* start Given information *

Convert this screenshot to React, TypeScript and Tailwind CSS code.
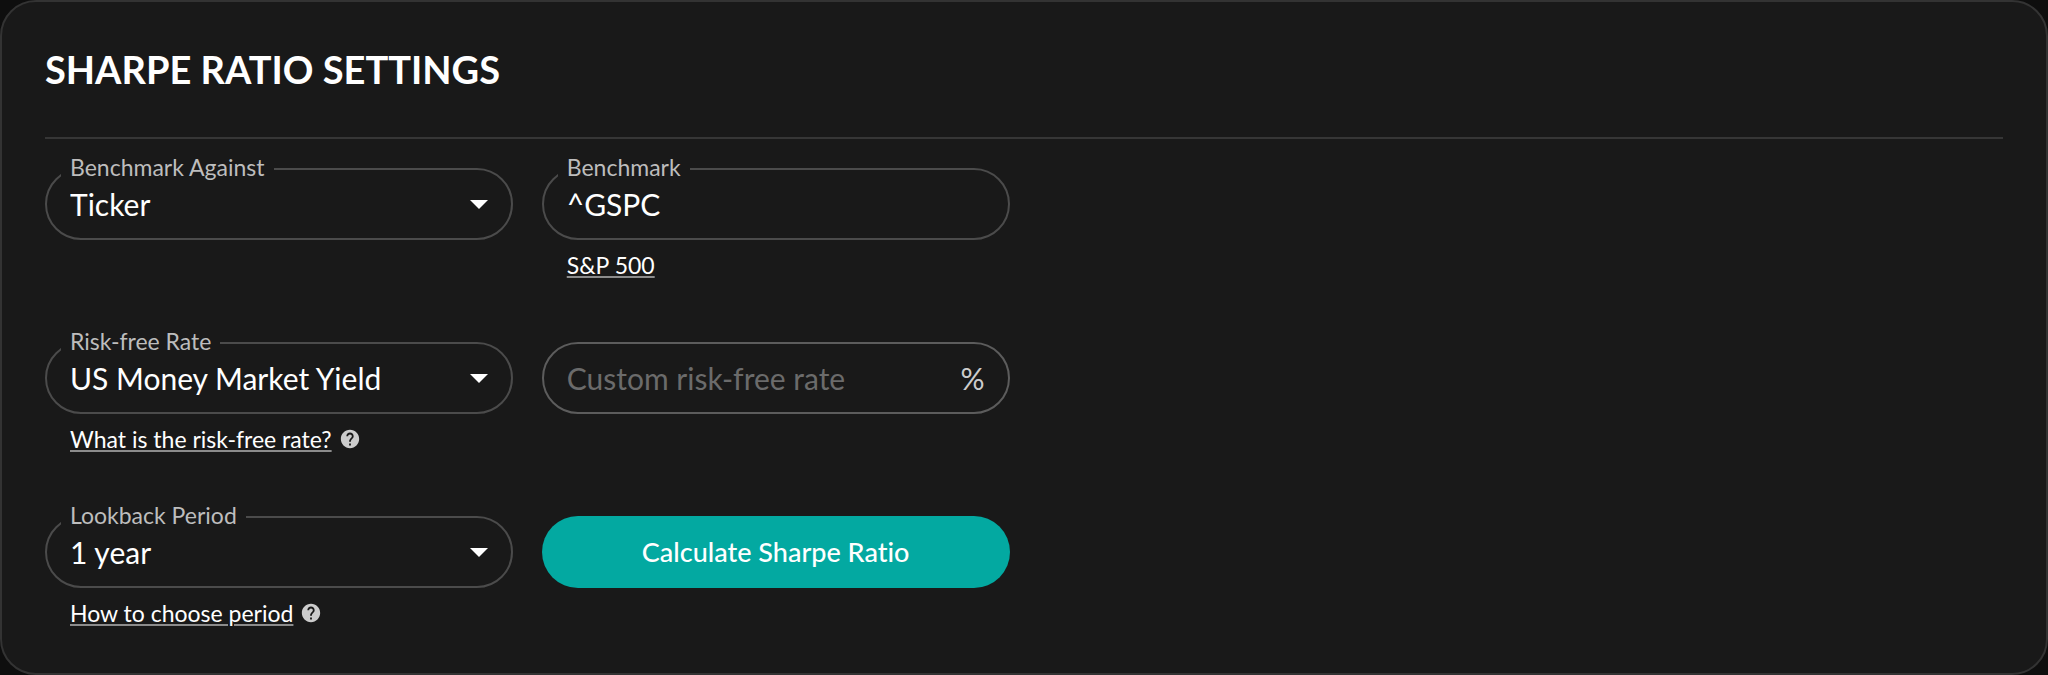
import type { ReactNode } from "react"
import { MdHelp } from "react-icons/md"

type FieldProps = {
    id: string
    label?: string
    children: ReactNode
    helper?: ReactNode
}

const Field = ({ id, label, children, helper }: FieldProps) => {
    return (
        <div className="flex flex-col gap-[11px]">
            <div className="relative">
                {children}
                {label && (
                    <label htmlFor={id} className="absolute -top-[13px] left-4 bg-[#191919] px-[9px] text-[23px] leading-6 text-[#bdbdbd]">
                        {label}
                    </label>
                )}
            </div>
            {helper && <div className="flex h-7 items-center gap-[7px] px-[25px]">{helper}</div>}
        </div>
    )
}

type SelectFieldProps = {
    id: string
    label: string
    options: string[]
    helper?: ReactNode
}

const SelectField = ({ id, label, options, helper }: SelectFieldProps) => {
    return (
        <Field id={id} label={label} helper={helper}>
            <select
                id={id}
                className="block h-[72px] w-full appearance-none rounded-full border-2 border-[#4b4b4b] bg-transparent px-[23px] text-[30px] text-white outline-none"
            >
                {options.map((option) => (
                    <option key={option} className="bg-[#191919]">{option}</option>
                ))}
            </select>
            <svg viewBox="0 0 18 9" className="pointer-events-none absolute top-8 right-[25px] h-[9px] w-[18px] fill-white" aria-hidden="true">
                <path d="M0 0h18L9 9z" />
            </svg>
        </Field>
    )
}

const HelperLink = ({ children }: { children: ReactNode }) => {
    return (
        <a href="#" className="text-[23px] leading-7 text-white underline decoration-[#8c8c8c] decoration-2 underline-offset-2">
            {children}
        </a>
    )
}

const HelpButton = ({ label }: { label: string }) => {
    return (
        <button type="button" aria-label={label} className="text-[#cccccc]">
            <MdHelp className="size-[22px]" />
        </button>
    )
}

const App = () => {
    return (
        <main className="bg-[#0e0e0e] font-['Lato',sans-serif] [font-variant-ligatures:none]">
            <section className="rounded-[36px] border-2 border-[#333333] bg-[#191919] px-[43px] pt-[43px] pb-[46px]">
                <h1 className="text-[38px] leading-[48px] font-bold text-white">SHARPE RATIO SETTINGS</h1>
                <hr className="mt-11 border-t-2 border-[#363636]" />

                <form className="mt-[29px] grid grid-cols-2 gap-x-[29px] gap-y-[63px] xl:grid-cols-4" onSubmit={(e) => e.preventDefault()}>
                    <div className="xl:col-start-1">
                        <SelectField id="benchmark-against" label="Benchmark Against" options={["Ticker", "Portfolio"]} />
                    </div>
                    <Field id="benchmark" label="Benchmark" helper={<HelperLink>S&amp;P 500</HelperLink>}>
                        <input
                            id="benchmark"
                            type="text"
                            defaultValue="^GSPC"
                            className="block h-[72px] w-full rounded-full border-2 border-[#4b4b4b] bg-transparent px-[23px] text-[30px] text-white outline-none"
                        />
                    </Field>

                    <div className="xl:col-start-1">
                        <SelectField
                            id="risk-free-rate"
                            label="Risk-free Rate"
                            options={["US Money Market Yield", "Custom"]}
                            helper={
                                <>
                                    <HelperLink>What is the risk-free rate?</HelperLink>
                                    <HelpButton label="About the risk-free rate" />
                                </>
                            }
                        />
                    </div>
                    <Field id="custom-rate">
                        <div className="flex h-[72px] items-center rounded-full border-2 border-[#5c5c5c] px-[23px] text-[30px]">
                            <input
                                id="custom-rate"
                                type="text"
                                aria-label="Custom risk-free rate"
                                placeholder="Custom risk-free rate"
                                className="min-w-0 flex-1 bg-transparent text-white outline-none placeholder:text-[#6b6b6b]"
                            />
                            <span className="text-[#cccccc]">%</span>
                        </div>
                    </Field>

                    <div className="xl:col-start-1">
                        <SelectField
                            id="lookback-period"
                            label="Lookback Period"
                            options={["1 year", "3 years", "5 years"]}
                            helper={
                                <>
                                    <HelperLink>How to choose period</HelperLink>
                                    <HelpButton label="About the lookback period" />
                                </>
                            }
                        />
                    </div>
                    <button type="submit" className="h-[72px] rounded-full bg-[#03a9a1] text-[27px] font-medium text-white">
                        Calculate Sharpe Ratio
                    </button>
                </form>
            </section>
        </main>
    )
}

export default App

* end Given information *

What is required — Reproduce the data word for word, excluding its pictures.

Solution for this problem —
Convert this screenshot to React, TypeScript and Tailwind CSS code.
import type { ReactNode } from "react"
import { MdHelp } from "react-icons/md"

type FieldProps = {
    id: string
    label?: string
    children: ReactNode
    helper?: ReactNode
}

const Field = ({ id, label, children, helper }: FieldProps) => {
    return (
        <div className="flex flex-col gap-[11px]">
            <div className="relative">
                {children}
                {label && (
                    <label htmlFor={id} className="absolute -top-[13px] left-4 bg-[#191919] px-[9px] text-[23px] leading-6 text-[#bdbdbd]">
                        {label}
                    </label>
                )}
            </div>
            {helper && <div className="flex h-7 items-center gap-[7px] px-[25px]">{helper}</div>}
        </div>
    )
}

type SelectFieldProps = {
    id: string
    label: string
    options: string[]
    helper?: ReactNode
}

const SelectField = ({ id, label, options, helper }: SelectFieldProps) => {
    return (
        <Field id={id} label={label} helper={helper}>
            <select
                id={id}
                className="block h-[72px] w-full appearance-none rounded-full border-2 border-[#4b4b4b] bg-transparent px-[23px] text-[30px] text-white outline-none"
            >
                {options.map((option) => (
                    <option key={option} className="bg-[#191919]">{option}</option>
                ))}
            </select>
            <svg viewBox="0 0 18 9" className="pointer-events-none absolute top-8 right-[25px] h-[9px] w-[18px] fill-white" aria-hidden="true">
                <path d="M0 0h18L9 9z" />
            </svg>
        </Field>
    )
}

const HelperLink = ({ children }: { children: ReactNode }) => {
    return (
        <a href="#" className="text-[23px] leading-7 text-white underline decoration-[#8c8c8c] decoration-2 underline-offset-2">
            {children}
        </a>
    )
}

const HelpButton = ({ label }: { label: string }) => {
    return (
        <button type="button" aria-label={label} className="text-[#cccccc]">
            <MdHelp className="size-[22px]" />
        </button>
    )
}

const App = () => {
    return (
        <main className="bg-[#0e0e0e] font-['Lato',sans-serif] [font-variant-ligatures:none]">
            <section className="rounded-[36px] border-2 border-[#333333] bg-[#191919] px-[43px] pt-[43px] pb-[46px]">
                <h1 className="text-[38px] leading-[48px] font-bold text-white">SHARPE RATIO SETTINGS</h1>
                <hr className="mt-11 border-t-2 border-[#363636]" />

                <form className="mt-[29px] grid grid-cols-2 gap-x-[29px] gap-y-[63px] xl:grid-cols-4" onSubmit={(e) => e.preventDefault()}>
                    <div className="xl:col-start-1">
                        <SelectField id="benchmark-against" label="Benchmark Against" options={["Ticker", "Portfolio"]} />
                    </div>
                    <Field id="benchmark" label="Benchmark" helper={<HelperLink>S&amp;P 500</HelperLink>}>
                        <input
                            id="benchmark"
                            type="text"
                            defaultValue="^GSPC"
                            className="block h-[72px] w-full rounded-full border-2 border-[#4b4b4b] bg-transparent px-[23px] text-[30px] text-white outline-none"
                        />
                    </Field>

                    <div className="xl:col-start-1">
                        <SelectField
                            id="risk-free-rate"
                            label="Risk-free Rate"
                            options={["US Money Market Yield", "Custom"]}
                            helper={
                                <>
                                    <HelperLink>What is the risk-free rate?</HelperLink>
                                    <HelpButton label="About the risk-free rate" />
                                </>
                            }
                        />
                    </div>
                    <Field id="custom-rate">
                        <div className="flex h-[72px] items-center rounded-full border-2 border-[#5c5c5c] px-[23px] text-[30px]">
                            <input
                                id="custom-rate"
                                type="text"
                                aria-label="Custom risk-free rate"
                                placeholder="Custom risk-free rate"
                                className="min-w-0 flex-1 bg-transparent text-white outline-none placeholder:text-[#6b6b6b]"
                            />
                            <span className="text-[#cccccc]">%</span>
                        </div>
                    </Field>

                    <div className="xl:col-start-1">
                        <SelectField
                            id="lookback-period"
                            label="Lookback Period"
                            options={["1 year", "3 years", "5 years"]}
                            helper={
                                <>
                                    <HelperLink>How to choose period</HelperLink>
                                    <HelpButton label="About the lookback period" />
                                </>
                            }
                        />
                    </div>
                    <button type="submit" className="h-[72px] rounded-full bg-[#03a9a1] text-[27px] font-medium text-white">
                        Calculate Sharpe Ratio
                    </button>
                </form>
            </section>
        </main>
    )
}

export default App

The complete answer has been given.